The time is right, Colorado Springs Mayor John Suthers said, to put the resurrection of a citywide stormwater fee to a vote.
The City Council approved a resolution to do just that Tuesday afternoon, declaring the city's intent to put the proposed stormwater fee on El Paso County's Nov. 7 election ballot. The resolution, opposed only by Councilman Andy Pico, simply saves a place on the ballot, said City Clerk Sarah Johnson. The specific ballot language isn't due until September, and the city can back away from the vote in the meantime, she said.
Pico said he understood the need for the fee but isn't convinced the city has eliminated all other options. In addition, Pico said, he opposes asking voters for more money so soon after passing Measure 2C in 2015, which increased sales tax by 0.62 percent to repair and rebuild roadways.
A recent poll showed that voters support reinstating the stormwater fee, which the city had in place but eliminated in 2009. The fee would raise an estimated $17 million annually for the first few years, which would be spent updating the city's aging vehicle fleet and hiring more police officers, among other needs.

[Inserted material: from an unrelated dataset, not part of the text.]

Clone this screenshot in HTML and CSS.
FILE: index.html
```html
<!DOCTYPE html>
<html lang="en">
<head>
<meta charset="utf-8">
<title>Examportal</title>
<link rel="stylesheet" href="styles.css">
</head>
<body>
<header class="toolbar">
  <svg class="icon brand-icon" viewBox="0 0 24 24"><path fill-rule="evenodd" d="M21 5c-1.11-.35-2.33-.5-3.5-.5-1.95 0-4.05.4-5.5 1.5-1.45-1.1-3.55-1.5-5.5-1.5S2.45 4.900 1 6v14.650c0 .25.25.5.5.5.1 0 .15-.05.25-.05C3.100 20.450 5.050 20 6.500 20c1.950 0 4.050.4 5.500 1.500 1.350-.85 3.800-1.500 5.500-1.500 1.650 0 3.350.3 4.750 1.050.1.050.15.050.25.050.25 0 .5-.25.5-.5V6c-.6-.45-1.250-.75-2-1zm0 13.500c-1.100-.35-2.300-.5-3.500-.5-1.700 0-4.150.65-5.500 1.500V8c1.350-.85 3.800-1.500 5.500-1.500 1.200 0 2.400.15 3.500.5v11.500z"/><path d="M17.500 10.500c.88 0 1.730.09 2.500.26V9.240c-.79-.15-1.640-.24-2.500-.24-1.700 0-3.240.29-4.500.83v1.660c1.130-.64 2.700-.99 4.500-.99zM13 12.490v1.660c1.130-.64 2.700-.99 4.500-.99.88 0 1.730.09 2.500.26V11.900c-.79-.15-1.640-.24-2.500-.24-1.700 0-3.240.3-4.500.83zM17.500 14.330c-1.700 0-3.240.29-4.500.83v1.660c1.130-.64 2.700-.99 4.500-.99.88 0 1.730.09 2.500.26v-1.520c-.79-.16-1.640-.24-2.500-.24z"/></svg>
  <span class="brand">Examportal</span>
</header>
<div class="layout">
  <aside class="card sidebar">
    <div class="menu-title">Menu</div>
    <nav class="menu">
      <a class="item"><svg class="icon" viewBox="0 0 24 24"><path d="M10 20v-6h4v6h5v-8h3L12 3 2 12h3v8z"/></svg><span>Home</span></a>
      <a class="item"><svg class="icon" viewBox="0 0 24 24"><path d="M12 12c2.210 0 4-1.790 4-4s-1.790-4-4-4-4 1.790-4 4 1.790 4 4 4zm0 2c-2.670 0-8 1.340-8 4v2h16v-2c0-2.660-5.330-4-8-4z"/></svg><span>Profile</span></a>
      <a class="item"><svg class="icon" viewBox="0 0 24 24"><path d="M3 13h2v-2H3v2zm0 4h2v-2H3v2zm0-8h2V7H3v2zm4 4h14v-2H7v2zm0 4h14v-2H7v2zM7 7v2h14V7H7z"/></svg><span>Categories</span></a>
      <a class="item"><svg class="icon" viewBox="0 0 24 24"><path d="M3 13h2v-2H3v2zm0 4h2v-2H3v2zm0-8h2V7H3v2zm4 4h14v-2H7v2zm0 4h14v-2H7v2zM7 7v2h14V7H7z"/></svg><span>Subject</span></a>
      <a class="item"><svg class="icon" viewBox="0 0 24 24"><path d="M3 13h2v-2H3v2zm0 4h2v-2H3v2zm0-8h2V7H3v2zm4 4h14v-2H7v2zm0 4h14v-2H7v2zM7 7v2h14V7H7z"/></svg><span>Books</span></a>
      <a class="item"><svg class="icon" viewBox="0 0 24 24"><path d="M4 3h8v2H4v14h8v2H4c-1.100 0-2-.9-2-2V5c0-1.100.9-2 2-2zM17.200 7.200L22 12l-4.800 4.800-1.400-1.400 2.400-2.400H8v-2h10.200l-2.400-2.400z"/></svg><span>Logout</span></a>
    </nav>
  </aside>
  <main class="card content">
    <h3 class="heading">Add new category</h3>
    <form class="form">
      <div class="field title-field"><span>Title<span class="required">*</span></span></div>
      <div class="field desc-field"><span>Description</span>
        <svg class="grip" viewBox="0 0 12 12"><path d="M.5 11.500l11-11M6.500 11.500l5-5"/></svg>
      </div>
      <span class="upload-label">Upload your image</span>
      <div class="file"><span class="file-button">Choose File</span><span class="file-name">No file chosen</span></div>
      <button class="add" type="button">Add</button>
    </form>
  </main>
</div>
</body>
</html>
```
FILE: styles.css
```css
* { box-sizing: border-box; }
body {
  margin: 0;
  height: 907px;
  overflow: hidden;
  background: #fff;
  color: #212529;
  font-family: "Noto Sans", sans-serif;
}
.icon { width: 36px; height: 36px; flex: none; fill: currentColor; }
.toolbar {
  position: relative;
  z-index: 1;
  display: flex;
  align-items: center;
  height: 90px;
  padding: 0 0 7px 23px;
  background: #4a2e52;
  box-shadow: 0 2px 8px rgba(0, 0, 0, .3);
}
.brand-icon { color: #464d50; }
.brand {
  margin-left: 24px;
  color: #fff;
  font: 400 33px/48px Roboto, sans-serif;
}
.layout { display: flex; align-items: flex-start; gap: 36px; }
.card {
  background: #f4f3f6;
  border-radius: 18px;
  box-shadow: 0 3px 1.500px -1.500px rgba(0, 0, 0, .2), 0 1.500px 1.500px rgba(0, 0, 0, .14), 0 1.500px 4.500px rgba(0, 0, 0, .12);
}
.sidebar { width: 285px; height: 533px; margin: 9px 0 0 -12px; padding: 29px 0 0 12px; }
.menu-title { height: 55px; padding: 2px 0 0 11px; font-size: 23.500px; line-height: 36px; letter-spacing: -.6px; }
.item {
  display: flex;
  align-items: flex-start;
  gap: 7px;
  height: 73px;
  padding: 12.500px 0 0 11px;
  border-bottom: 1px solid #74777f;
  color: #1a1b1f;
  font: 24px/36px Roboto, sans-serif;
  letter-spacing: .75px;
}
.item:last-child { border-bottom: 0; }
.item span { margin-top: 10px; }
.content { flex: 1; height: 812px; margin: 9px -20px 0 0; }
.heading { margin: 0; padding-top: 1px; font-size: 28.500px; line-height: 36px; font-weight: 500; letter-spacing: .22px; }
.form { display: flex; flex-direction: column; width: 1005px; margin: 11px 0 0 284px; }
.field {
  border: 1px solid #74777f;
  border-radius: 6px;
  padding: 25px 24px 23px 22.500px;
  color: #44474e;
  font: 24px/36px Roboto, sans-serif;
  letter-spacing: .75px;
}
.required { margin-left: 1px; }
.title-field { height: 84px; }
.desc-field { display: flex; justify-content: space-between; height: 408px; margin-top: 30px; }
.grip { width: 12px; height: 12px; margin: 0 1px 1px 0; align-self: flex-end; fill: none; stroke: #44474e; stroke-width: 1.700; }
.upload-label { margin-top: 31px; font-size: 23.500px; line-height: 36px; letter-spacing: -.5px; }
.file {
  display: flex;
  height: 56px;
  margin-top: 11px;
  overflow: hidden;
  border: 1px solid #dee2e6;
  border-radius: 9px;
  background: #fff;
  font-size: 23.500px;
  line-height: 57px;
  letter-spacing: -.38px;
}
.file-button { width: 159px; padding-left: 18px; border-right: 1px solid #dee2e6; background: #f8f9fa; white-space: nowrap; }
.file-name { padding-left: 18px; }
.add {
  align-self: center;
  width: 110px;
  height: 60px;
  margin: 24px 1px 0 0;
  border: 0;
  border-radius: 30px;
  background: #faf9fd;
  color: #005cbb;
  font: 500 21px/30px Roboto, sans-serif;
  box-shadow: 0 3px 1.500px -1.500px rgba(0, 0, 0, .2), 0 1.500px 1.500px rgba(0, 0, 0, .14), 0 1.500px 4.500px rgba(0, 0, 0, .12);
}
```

Suthers told council members Tuesday morning that the poll also shows voters are more aware of the stormwater issue now. This is because of the high-profile federal and state lawsuit filed against the city and the intergovernmental agreement between Colorado Springs and Pueblo County for the Southern Delivery System water delivery project, he said.
"With a good public campaign, we would have a very reasonable chance of succeeding if we go in November," Suthers said.
If voters approve the fee, the city will be "in good shape for the next 20 years," he said.
Although he voted in favor, Councilman Bill Murray voiced his concern over a lack of details in the resolution. He said it is not clear how the fee might be imposed, who will handle the logistics or when the measure would take effect.
Suthers and several other council members acknowledged the unknowns but said they still support bringing the issue to a vote.
Estimating he has attended some 500 meetings on stormwater issues, Council President Richard Skorman said the vote is worth a shot.
"We owe it to our failing parks and public safety personnel and public safety system to try it," he said.
Councilman David Geislinger agreed, saying it would be better to bring the issue to a vote now than to have the city's lawsuit finish with a judge ordering the city to make more severe changes.
"This is an opportunity, from my perspective, a chance for the citizens of Colorado Springs to take control of this," he said.
Suthers said it could cost up to $2 million to set up a billing system, but that's an investment the city wouldn't make unless voters approve the fee.
In order to put the stormwater fee on the November ballot, the city must enter an agreement with the county by the end of August, Johnson said. The specific ballot language is due Sept. 8.
- The council unanimously voted to repeal licensing and background check fees charged to taxi drivers.
The fees, which amount to annual payments of $97 per driver, were meant to regulate the taxi industry in town, but Johnson said the city's process simply duplicated fees and regulations already established by the state. The move is seen as a way to level the playing field between taxi drivers and those who work for popular ride-hailing companies such as Uber or Lyft, which do not have to pay the fees.
With the newly approved ordinance repealing the fees, taxi drivers must only be licensed by the state to work in Colorado Springs.
- The council unanimously voted to buy an acre of vacant property on Popes Valley Drive to complete and maintain a project mitigating stormwater damage.
The property, at 535 Popes Valley Drive, will cost the city $114,000. Last year, the city buried piping in the lot to redirect stormwater drainage from a townhome development uphill. Buying the land ensures constant access to that piping and will prevent any development in the area.
Before the piping was installed, drainage from the townhome development eroded the hillside, leaving a 100-foot-deep crevasse and causing about $25,000 in damage to a nearby property. The city since has filled the crevasse.